10月15日にCounterpartyがアップデートされたようですが、EthereumのMetropolisに隠れてあまり話題になっていないようなので内容をサラッと書いておきます。
トランザクションサイズの削減(CIP11)
Counterpartyのすべてのトランザクションのサイズを3バイト削減するアップデートが行われました。さらに次のCIP9のおかげで実質20バイト程度削減されています。最小でもトランザクションのサイズは250バイト程度なので、ほぼ誤差で必要手数料の差の違いを感じることはないでしょうが、サイズが減るに越したことはありません。
送信時のdust(ゴミ)BTCが不要に(CIP9)
これまでCounterpartyではトークンの送信時などで必ず5430satoshiを同時に送信する必要がありました。それが今回のアップデートで全く必要なくなりました。
昔は5430satoshiというと微々たる額でほとんど気にはならなかったのですが、BTCの価格高騰の影響で5430satoshiも30円程度となり決して無視できない額となっていました。ちなみにCounterpartyのリリース文だと40%から45%の手数料削減とか書かれていますが、おそらくこの5430satoshiを手数料に含めて考えたときに、それが必要なくなるので40%-45%安くなるという意味であって、前述のとおりマイナーに支払う手数料はあまり変わらないと思われます。
もしかしたらトークンが送られてくると5430satoshiもついてくるので、ちょっと嬉しい・・・と思っていた人もいるかもしれませんが、実際には少額のゴミBTC(dust)が集まるとそのdustをまとめて送金するときに莫大な手数料がかかることがあるので、必要手数料が高騰している状況だとdustは文字通り邪魔になることがよくありました。
CIP9は「Enhanced Send」と呼ばれており、アップデート後もこの機能をオフにして従来通りのdustを付加するトランザクションを実行することもできるようです。
なお、dustが不要になったことにより、ビットコインのブロックエクスプローラ上からはトークンの送信先がわからなくなっているのでご注意ください。一見するとただBTCを自分のアドレスに送り返しているだけのように見えるはずです。
メモ添付機能の追加(CIP9&CIP12)
Counterparty以外のトークン発行系のプラットフォームだと当たり前のようにある機能ですが、今回Counterpartyにも追加されました。34バイト(全角17文字)という制限はありますが、送金時にメッセージも送りたい・・・という人は意外と多かったかもしれません。
開発としては取引所のコスト削減をメインターゲットしているようです。取引所が顧客を判別する方法としては、顧客ごとに入金用アドレスを割り当てる方法と、入金用アドレスは統一して顧客ごとに固有の識別子をメモで送ってもらう方法の二種類があるかと思います。
前者だと大量のアドレスに散らばったBTCを集める必要があり、手数料もかかるので、よりコストが大きいと考えられます。
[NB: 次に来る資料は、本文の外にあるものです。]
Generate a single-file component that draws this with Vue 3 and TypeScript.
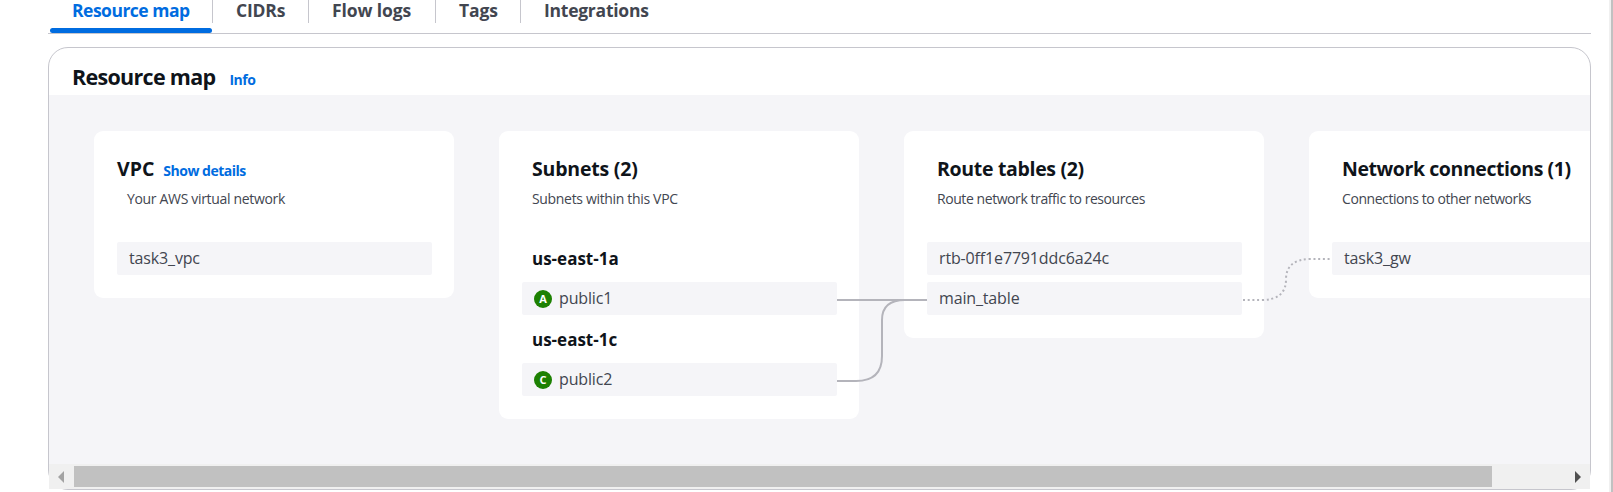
<script setup lang="ts">
interface Resource {
  name: string
  zone?: string
  badge?: string
}
interface Column {
  id: string
  title: string
  description: string
  action?: string
  resources: Resource[]
}

const tabs: { label: string; id: string }[] = [
  { label: 'Resource map', id: 'map-tab' },
  { label: 'CIDRs', id: 'cidrs' },
  { label: 'Flow logs', id: 'logs' },
  { label: 'Tags', id: 'tags' },
  { label: 'Integrations', id: 'integrations' },
]

const columns: Column[] = [
  {
    id: 'vpc',
    title: 'VPC',
    description: 'Your AWS virtual network',
    action: 'Show details',
    resources: [{ name: 'task3_vpc' }],
  },
  {
    id: 'subnets',
    title: 'Subnets (2)',
    description: 'Subnets within this VPC',
    resources: [
      { name: 'public1', zone: 'us-east-1a', badge: 'A' },
      { name: 'public2', zone: 'us-east-1c', badge: 'C' },
    ],
  },
  {
    id: 'routes',
    title: 'Route tables (2)',
    description: 'Route network traffic to resources',
    resources: [{ name: 'rtb-0ff1e7791ddc6a24c' }, { name: 'main_table' }],
  },
  {
    id: 'network',
    title: 'Network connections (1)',
    description: 'Connections to other networks',
    resources: [{ name: 'task3_gw' }],
  },
]
</script>

<template>
  <div class="page">
    <main class="content">
      <nav class="tabs">
        <a v-for="(tab, i) in tabs" :key="tab.id" class="tab" :class="[tab.id, { active: i === 0 }]">
          <span class="tab-label">{{ tab.label }}</span>
        </a>
      </nav>
      <section class="panel">
        <header class="panel-head">
          <h2>Resource map</h2>
          <a class="info">Info</a>
        </header>
        <div class="map">
          <article v-for="col in columns" :key="col.id" class="card" :class="col.id">
            <div class="card-head">
              <h3>{{ col.title }}</h3>
              <a v-if="col.action" class="details">{{ col.action }}</a>
            </div>
            <p class="description">{{ col.description }}</p>
            <div class="rows">
              <template v-for="r in col.resources" :key="r.name">
                <h4 v-if="r.zone">{{ r.zone }}</h4>
                <div class="row">
                  <span v-if="r.badge" class="badge">{{ r.badge }}</span>
                  <span class="name">{{ r.name }}</span>
                </div>
              </template>
            </div>
          </article>
          <svg class="links" width="1541" height="369" fill="none" stroke="#b4b4bb" stroke-width="2">
            <path d="M788 205H878" />
            <path d="M788 286H807Q833 286 833 261V225Q833 205 856 205H878" />
            <path
              d="M1194 205H1212Q1237 205 1237 184.500Q1237 164 1262 164H1283"
              stroke-dasharray="2 2.700"
            />
          </svg>
        </div>
        <div class="scrollbar">
          <svg class="arrow" width="25" height="25"><path d="M15 7v12L9 13z" fill="#a3a3a3" /></svg>
          <div class="thumb"></div>
          <svg class="arrow" width="25" height="25"><path d="M10 7v12L16 13z" fill="#505050" /></svg>
        </div>
      </section>
    </main>
    <div class="page-scroll"></div>
  </div>
</template>

<style>
body {
  margin: 0;
  overflow: hidden;
}
</style>

<style scoped>
* {
  box-sizing: border-box;
}
.page {
  width: 1613px;
  height: 492px;
  overflow: hidden;
  display: flex;
  justify-content: space-between;
  background: #fff;
  font-family: 'Open Sans', 'Noto Sans', sans-serif;
  color: #424650;
  white-space: nowrap;
}
.content {
  width: 1543px;
  margin-left: 48px;
}
.tabs {
  height: 34px;
  display: flex;
  border-bottom: 1px solid #c6c6cd;
}
.tab {
  height: 33px;
  position: relative;
  padding-left: 24px;
  font-size: 17.5px;
  font-weight: 700;
  line-height: 24px;
  letter-spacing: -0.1px;
}
.tab:not(.active) {
  padding-left: 23px;
}
.tab-label {
  display: block;
  margin-top: -2px;
}
.tab:not(:last-child)::before {
  content: '';
  position: absolute;
  right: 0;
  top: 0;
  width: 1px;
  height: 23px;
  background: #c6c6cd;
}
.tab.map-tab {
  width: 165px;
  letter-spacing: -0.5px;
}
.tab.cidrs {
  width: 96px;
  letter-spacing: -0.2px;
}
.tab.logs {
  width: 127px;
}
.tab.tags {
  width: 85px;
}
.tab.integrations {
  letter-spacing: -0.25px;
}
.tab.active {
  color: #006ce0;
}
.tab.active::after {
  content: '';
  position: absolute;
  left: 2px;
  right: 1px;
  bottom: 0;
  height: 5px;
  border-radius: 3px;
  background: #006ce0;
}
.panel {
  margin-top: 13px;
  height: 443px;
  border: 1px solid #c6c6cd;
  border-radius: 20px;
}
.panel-head {
  height: 47px;
  padding-left: 23px;
  display: flex;
  align-items: baseline;
  gap: 14px;
}
h2,
h3,
h4,
p {
  margin: 0;
}
h2 {
  font-size: 21.5px;
  letter-spacing: -0.7px;
  line-height: 57px;
  color: #0f141a;
}
.info,
.details {
  font-size: 14px;
  font-weight: 700;
  letter-spacing: -0.5px;
  color: #006ce0;
}
.map {
  height: 369px;
  position: relative;
  padding: 36px 0 0 45px;
  overflow: hidden;
  display: flex;
  align-items: flex-start;
  gap: 45px;
  background: #f5f5f8;
}
.card {
  flex: 0 0 360px;
  padding: 23px 22px 23px 23px;
  border-radius: 9px;
  background: #fff;
}
.card-head {
  height: 33px;
  padding-left: 10px;
  display: flex;
  align-items: baseline;
  gap: 9px;
}
.vpc .card-head {
  padding-left: 0;
}
h3 {
  font-size: 19.5px;
  line-height: 30px;
  color: #0f141a;
}
.subnets h3 {
  letter-spacing: -0.2px;
}
.routes h3 {
  letter-spacing: -0.32px;
}
.network h3 {
  letter-spacing: -0.42px;
}
.description {
  height: 24px;
  padding-left: 10px;
  font-size: 14px;
  letter-spacing: -0.33px;
  line-height: 24px;
}
.routes .description,
.network .description {
  letter-spacing: -0.43px;
}
.rows {
  margin-top: 31px;
  display: grid;
  gap: 7px;
}
.row {
  height: 33px;
  padding-left: 12px;
  display: flex;
  align-items: center;
  border-radius: 2px;
  background: #f5f5f8;
}
.name {
  margin-top: -2px;
  font-size: 16px;
  letter-spacing: -0.15px;
  line-height: 30px;
}
h4 {
  height: 34px;
  padding-left: 10px;
  font-size: 17px;
  line-height: 36px;
  color: #0f141a;
}
h4:first-child {
  height: 33px;
  line-height: 34px;
}
.badge {
  width: 18px;
  height: 18px;
  margin-right: 7px;
  border-radius: 50%;
  background: #1d8102;
  color: #fff;
  font-size: 11px;
  font-weight: 700;
  line-height: 17px;
  text-align: center;
}
.links {
  position: absolute;
  left: 0;
  top: 0;
}
.scrollbar {
  height: 25px;
  display: flex;
  align-items: center;
  background: #f0f0f0;
}
.thumb {
  width: 1418px;
  height: 21px;
  background: #c1c1c1;
}
.arrow:last-child {
  margin-left: auto;
}
.page-scroll {
  width: 4px;
  height: 492px;
  border-left: 2px solid #f0f0f0;
  background: #c1c1c1;
}
</style>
今回のアップデートでメモで識別する方法が可能となりました。
ちなみに、入金にメモの添付が必要なアルトコイン系の取引を行う方は経験があるかもしれませんが、万が一メモの添付を忘れてしまうと取引所側がだれの入金なのが判別できず、取引所内の自分の口座に残高が反映されないのでサポートに連絡をとるしかない・・・というトラブルが発生します。これを防ぐために、特定のアドレスについてメモの添付がないと受け取りを拒絶し、ネットワーク上で送金が成功しないような仕組みもCIP12により導入されました。
なお、メモに関してはまだ多くのウォレットが機能を未導入のようなので、ウォレット側のアップデート待ちという状況のようです。先週リリースされたCounterpartyのデスクトップウォレットであるFreewallet.ioには一応メモ送信機能がすでについているようですが、試してみたところ受け取っても(ブロックエクスプローラ上でしか)メモの表示ができないので、まだ使えるものではありませんでした。
今後のアップデートとか
今後(先月のリリースだと11月後半予定)は、一つのトランザクションで複数のトークンやユーザーに同時に送信できる機能追加や、Segwitにも対応する予定のようです。
実はここしばらくは手数料10円以下でもSegwitを使わなくても、BTCないしCPトークンの送信が普通にすぐ承認されるような状況が続いているのですが、いつまた高騰しはじめるかわかりませんし、どちらも手数料の大幅削減につながるので期待したいところです。
オフチェーンが実用化されないと・・・
実際は安い手数料で送れても、ふつうのビットコインウォレットも含めてほとんどのウォレットの手数料の自動調整機能の精度が微妙だったりして、最適な手数料を選ぶにはある程度勉強して自分でどの程度の手数料が最適か考えなければいけません。ビットコイン決済もCPもそうですが、一般層に普及するには一般ユーザーのそもそもの必要手数料を大幅に削減するオフチェーン取引が必須だと感じます。